A small estate is one where the total gross value of the deceased's money and property is £36,000 or less. The gross value means before any debts — funeral expenses, the mortgage, utility arrears, credit cards — are deducted.
This is the exact statutory threshold used by the Scottish Courts and Tribunals Service. Anything above £36,000 is a Large Estate, regardless of how much is owed.
The Two Rules That Catch Most Families Out
Rule 1: Calculate Gross Value, Not Net Value
Executors frequently make the mistake of calculating the estate's value after subtracting debts, hoping to bring the total under £36,000.
You cannot do this.
If the deceased had £30,000 in a bank account and an outstanding credit card balance of £10,000, the gross estate is £30,000 — it qualifies as a Small Estate. But if the deceased had £40,000 in the bank and £15,000 of credit card debt, the gross estate is £40,000 — it is a Large Estate, even though the net estate is only £25,000.
The debt figure is completely irrelevant to the Small Estate calculation. Only the gross value of the assets matters.
Rule 2: Any Heritable Property Makes It a Large Estate
This is the rule that blindsides the most families.
The small estate threshold applies only to moveable estate: bank accounts, cash, investments, vehicles, personal possessions, and similar assets. Heritable property — any house, flat, land, or building — does not count toward the small estate calculation. Instead, its presence immediately triggers the Large Estate procedure.
An estate with £10,000 in a bank account and a flat worth £200,000 is a Large Estate — not because of the flat's value, but because the flat exists.
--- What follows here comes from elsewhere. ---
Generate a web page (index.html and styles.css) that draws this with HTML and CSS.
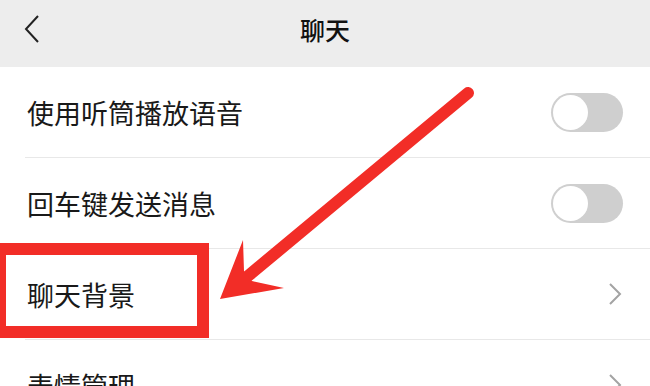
FILE: index.html
```html
<!DOCTYPE html>
<html lang="zh-CN">
<head>
    <meta charset="UTF-8">
    <meta name="viewport" content="width=device-width, initial-scale=1.0">
    <title>聊天</title>
    <link rel="stylesheet" href="styles.css">
</head>
<body>
    <div class="page">
        <div class="nav-bar">
            <span class="back">
                <svg width="16" height="28" viewBox="0 0 16 28"><path d="M14 1 L2 14 L14 27" fill="none" stroke="#222" stroke-width="2"/></svg>
            </span>
            <span class="title">聊天</span>
        </div>

        <div class="cell">
            <div class="cell-inner">
                <span class="label">使用听筒播放语音</span>
                <span class="switch"></span>
            </div>
        </div>
        <div class="cell">
            <div class="cell-inner">
                <span class="label">回车键发送消息</span>
                <span class="switch"></span>
            </div>
        </div>
        <div class="cell">
            <div class="cell-inner">
                <span class="label">聊天背景</span>
                <svg class="more" width="14" height="22" viewBox="0 0 14 22"><path d="M2 1 L12 11 L2 21" fill="none" stroke="#a3a3a3" stroke-width="2"/></svg>
            </div>
        </div>
        <div class="cell">
            <div class="cell-inner">
                <span class="label">表情管理</span>
                <svg class="more" width="14" height="22" viewBox="0 0 14 22"><path d="M2 1 L12 11 L2 21" fill="none" stroke="#a3a3a3" stroke-width="2"/></svg>
            </div>
        </div>

        <!-- annotation drawn over the screenshot -->
        <svg class="marks" width="650" height="386" viewBox="0 0 650 386">
            <rect x="0" y="249" width="203" height="83" fill="none" stroke="#f22d27" stroke-width="12"/>
            <line x1="468" y1="93" x2="248" y2="276" stroke="#f22d27" stroke-width="12" stroke-linecap="round"/>
            <polygon points="220,299 243,240 244,271 252,281 284,288" fill="#f22d27"/>
        </svg>
    </div>
</body>
</html>
```

FILE: styles.css
```css
body {
    margin: 0;
    background-color: #fff;
    font-family: "Noto Sans CJK SC", "Noto Sans", sans-serif;
    color: #191919;
}
.page {
    position: relative;
    width: 650px;
    height: 386px;
    overflow: hidden;
}
.nav-bar {
    position: relative;
    height: 58px;
    padding-bottom: 9px;
    display: flex;
    align-items: center;
    justify-content: center;
    background-color: #ededed;
}
.back {
    position: absolute;
    left: 24px;
    top: 15px;
    display: flex;
}
.title {
    font-size: 25px;
    font-weight: 500;
    color: #111;
}
.cell {
    padding-left: 25px;
    background-color: #fff;
}
.cell-inner {
    height: 90px;
    border-bottom: 1px solid #e8e8e8;
    display: flex;
    align-items: center;
    justify-content: space-between;
    padding-left: 2px;
    padding-right: 27px;
}
.label {
    font-size: 27px;
    line-height: 1;
}
.switch {
    position: relative;
    width: 72px;
    height: 39px;
    border-radius: 20px;
    background-color: #cfcfcf;
}
.switch:before {
    position: absolute;
    content: "";
    left: 2px;
    top: 2px;
    width: 35px;
    height: 35px;
    border-radius: 50%;
    background-color: #fff;
}
.more {
    margin-right: 1px;
}
.marks {
    position: absolute;
    top: 0;
    left: 0;
    pointer-events: none;
}
```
An estate with £10,000 in a bank account and no property at all is a Small Estate.
This creates a genuine trap. Many Scottish families assume that because the deceased owned only a modest home and had little savings, the estate is simple. But the home's ownership — regardless of value — escalates the process to a Large Estate.
What Happens in the Small Estate Procedure
If the estate qualifies, you contact the local Sheriff Court and ask to make a commissary appointment. Most courts offer appointments within one to two weeks, though this varies by location and demand.
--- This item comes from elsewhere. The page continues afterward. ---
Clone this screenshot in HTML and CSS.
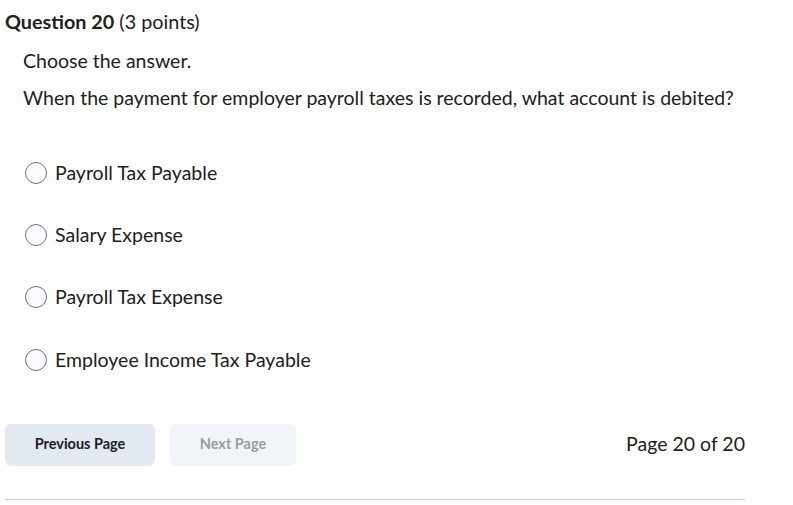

At the appointment, the Sheriff Clerk will:
- Review the assets and their values
- Assist you in completing the C1 Confirmation Inventory form
- Prepare the formal declaration
- Explain any additional documents required (death certificate, Will if there is one)
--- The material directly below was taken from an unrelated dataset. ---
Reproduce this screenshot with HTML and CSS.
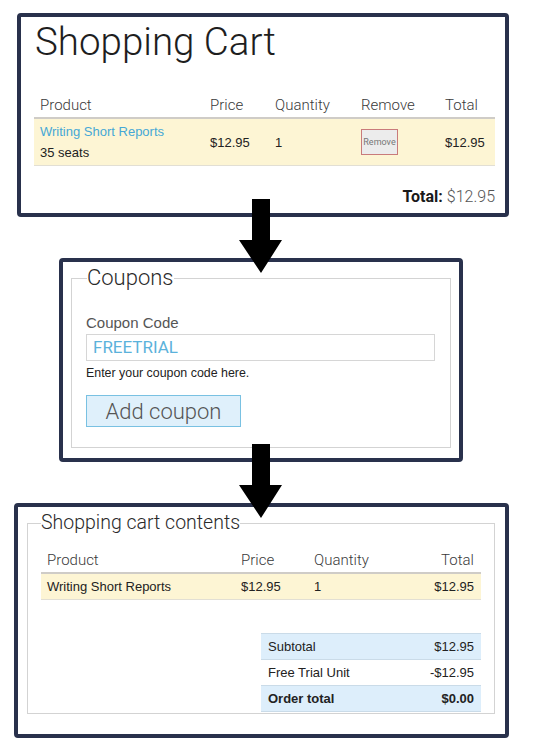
FILE: index.html
```html
<!DOCTYPE html>
<html>
<head>
<meta charset="utf-8">
<link rel="stylesheet" href="styles.css">
</head>
<body>
<div class="page">
  <section class="box box-cart">
    <h1 class="title">Shopping Cart</h1>
    <table class="cart">
      <colgroup>
        <col class="c-prod"><col class="c-price"><col class="c-qty"><col class="c-rem"><col class="c-tot">
      </colgroup>
      <thead>
        <tr><th>Product</th><th>Price</th><th>Quantity</th><th>Remove</th><th>Total</th></tr>
      </thead>
      <tbody>
        <tr>
          <td><a class="prod-link">Writing Short Reports</a><br><span>35 seats</span></td>
          <td>$12.95</td>
          <td>1</td>
          <td><button class="remove">Remove</button></td>
          <td>$12.95</td>
        </tr>
      </tbody>
    </table>
    <div class="grand"><b>Total:</b> <span>$12.95</span></div>
  </section>

  <div class="connector">
    <svg class="arrow" width="44" height="75" viewBox="0 0 44 75"><polygon points="13,0 31,0 31,41 43,41 22,74 0,41 13,41" fill="#000"/></svg>
  </div>

  <section class="box box-coupon">
    <fieldset class="fs fs-coupon">
      <legend class="legend-big">Coupons</legend>
      <label class="field-label">Coupon Code</label>
      <div class="input">FREETRIAL</div>
      <div class="help">Enter your coupon code here.</div>
      <button class="add">Add coupon</button>
    </fieldset>
  </section>

  <div class="connector">
    <svg class="arrow" width="44" height="75" viewBox="0 0 44 75"><polygon points="13,0 31,0 31,41 43,41 22,74 0,41 13,41" fill="#000"/></svg>
  </div>

  <section class="box box-contents">
    <fieldset class="fs fs-contents">
      <legend class="legend-mid">Shopping cart contents</legend>
      <table class="contents">
        <colgroup>
          <col class="k-prod"><col class="k-price"><col class="k-qty"><col class="k-tot">
        </colgroup>
        <thead>
          <tr><th>Product</th><th>Price</th><th>Quantity</th><th class="right">Total</th></tr>
        </thead>
        <tbody>
          <tr><td>Writing Short Reports</td><td>$12.95</td><td>1</td><td class="right">$12.95</td></tr>
        </tbody>
      </table>
      <table class="totals">
        <tr class="blue"><td>Subtotal</td><td class="right">$12.95</td></tr>
        <tr><td>Free Trial Unit</td><td class="right">-$12.95</td></tr>
        <tr class="blue strong"><td>Order total</td><td class="right">$0.00</td></tr>
      </table>
    </fieldset>
  </section>
</div>
</body>
</html>
```
FILE: styles.css
```css
* { box-sizing: border-box; }
html, body { margin: 0; padding: 0; background: #fff; }
body { font-family: "Liberation Sans", Arial, sans-serif; color: #222; }
.page { position: relative; width: 533px; height: 753px; overflow: hidden; padding-top: 13px; }

.box {
  border: 4px solid #29314c;
  border-radius: 4px;
  background: #fff;
}
.box-cart { margin-left: 17px; width: 492px; height: 204px; padding: 0 10px 0 13px; }
.box-coupon { margin: 41px 0 0 59px; width: 404px; height: 204px; padding: 3px 8px 0 8px; }
.box-contents { margin: 41px 0 0 14px; width: 495px; height: 235px; padding: 4px 10px 0 9px; }

.connector { position: relative; height: 0; }
.arrow { position: absolute; left: 239px; top: -18px; display: block; }

.title {
  font-family: Roboto, sans-serif; font-weight: 300;
  font-size: 38.5px; line-height: 48px; margin: 1px 0 24px 1px; color: #1e1e1e;
}

table { border-collapse: collapse; border-spacing: 0; }
th {
  font-family: Roboto, sans-serif; font-weight: 300; font-size: 15px; line-height: 20px;
  color: #3a3a3a; text-align: left; padding: 5px 6px 2px;
  border-bottom: 2px solid #cfccc7;
}
td { font-size: 13px; line-height: 21px; padding: 2px 6px; color: #222; }
tbody tr td { background: #fdf5d4; border-bottom: 1px solid #e2dfd4; }
.right { text-align: right; }

.cart { width: 461px; table-layout: fixed; }
.c-prod { width: 170px; } .c-price { width: 65px; } .c-qty { width: 86px; } .c-rem { width: 84px; } .c-tot { width: 56px; }
.prod-link { color: #46a8d6; }
.remove {
  font-family: Roboto, sans-serif; font-size: 9px; color: #777;
  background: #ececec; border: 1px solid #c97b7b;
  width: 37px; height: 26px; padding: 0; display: block;
}
.grand {
  font-family: Roboto, sans-serif; font-size: 16px; line-height: 20px;
  text-align: right; margin-top: 21px; color: #1a1a1a;
}
.grand b { font-weight: 700; }
.grand span { font-weight: 300; color: #555; }

.fs {
  border: 1px solid #d3d3d3; margin: 0; min-width: 0;
}
.fs-coupon { padding: 23px 15px 19px 14px; height: 183px; }
.fs-contents { padding: 10px 13px 13px 13px; height: 203px; }
legend { padding: 0; font-family: Roboto, sans-serif; font-weight: 300; color: #2a2a2a; }
.legend-big { font-size: 22px; line-height: 26px; margin-left: 1px; }
.legend-mid { font-size: 19.5px; line-height: 24px; }

.field-label { display: block; font-size: 15px; line-height: 18px; color: #555; }
.input {
  margin-top: 2px; width: 349px; height: 27px; border: 1px solid #d6d6d6;
  font-family: Roboto, sans-serif; font-size: 17px; line-height: 25px; color: #5bb2db; padding-left: 6px;
}
.help { font-size: 12.4px; line-height: 15px; margin-top: 5px; color: #222; }
.add {
  margin-top: 14px; width: 155px; height: 32px; padding: 0;
  background: #dff0fb; border: 1px solid #79c1e2;
  font-family: Roboto, sans-serif; font-weight: 300; font-size: 22px; color: #555;
  display: block;
}

.contents { width: 440px; table-layout: fixed; }
.k-prod { width: 194px; } .k-price { width: 73px; } .k-qty { width: 92px; } .k-tot { width: 81px; }
.contents th.right, .contents td.right { padding-right: 7px; }

.totals { width: 220px; margin: 33px 0 0 auto; }
.totals td { background: #fff; border-bottom: 0; border-top: 1px solid #cadbe8; padding: 2px 7px; line-height: 21px; }
.totals tr:last-child td { border-bottom: 1px solid #cadbe8; }
.totals tr.blue td { background: #ddeefb; }
.totals tr.strong td { font-weight: 700; }
```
The Clerk does the actual form-filling. Your job is to arrive with accurate figures and the required documents. The practical preparation — gathering bank account balances, locating the death certificate, knowing the rough value of any vehicles or personal possessions — is entirely on you.
There is no court fee for examining the inventory of a Small Estate (the fee exemption applies to all estates under £50,000).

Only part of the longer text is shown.